Through this work, the University of Vigo is delivering a robust, adaptable, and fuel-flexible digital modelling framework. This Digital Twin will serve as a vital tool for system assessment, control strategy development, and operational planning – laying the groundwork for smarter, cleaner, and more resilient maritime energy solutions.
In addition to its leading role in developing the Digital Twin and system validation tools, the University of Vigo also contributes to several other key areas within the MARPOWER project. These include supporting the definition of system requirements, contributing to the design and integration of core components, participating in the prototyping and experimental testing of critical subsystems, and helping assess the final system’s compliance with relevant maritime regulations and standards. This broad technical involvement highlights the university’s comprehensive expertise and its vital contribution to the success and applicability of the MARPOWER Energy Conversion System.
Research team
The MARPOWER project at the University of Vigo is driven by a distinguished team of thermal engineering specialists:
- Dr. Eng. Jacobo Porteiro Fresco, Full Professor and WP3 leader.
- Dr. Eng. David Patiño Vilas, Full Professor.
- Dr. Eng. José L. Míguez Tabarés, Full Professor.
- Dr. Eng. Sergio Chapela López, Assistant professor.
- Dr. Eng. Miguel A. Gómez Rodríguez, Associate Professor.
- Eng. Iván Aviñoá Paradela, Researcher specialized in modelling and digital twins.

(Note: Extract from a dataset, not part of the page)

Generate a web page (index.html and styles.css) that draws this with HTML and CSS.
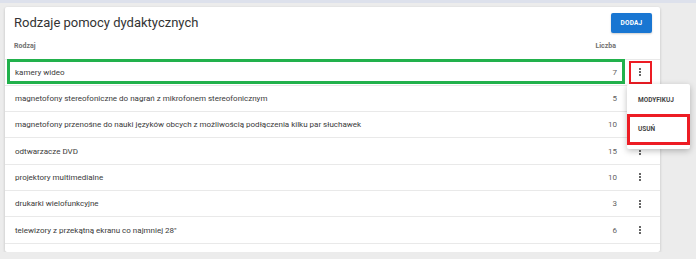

Taking a central role in the MARPOWER project, the University of Vigo is advancing innovation in digital system modelling and validation for next-generation maritime energy systems. Combining deep academic expertise with advanced simulation capabilities, the university is helping lay the groundwork for more efficient, sustainable, and intelligent marine power solutions, reinforcing its position as a leader in applied research and technological advancement in the energy sector.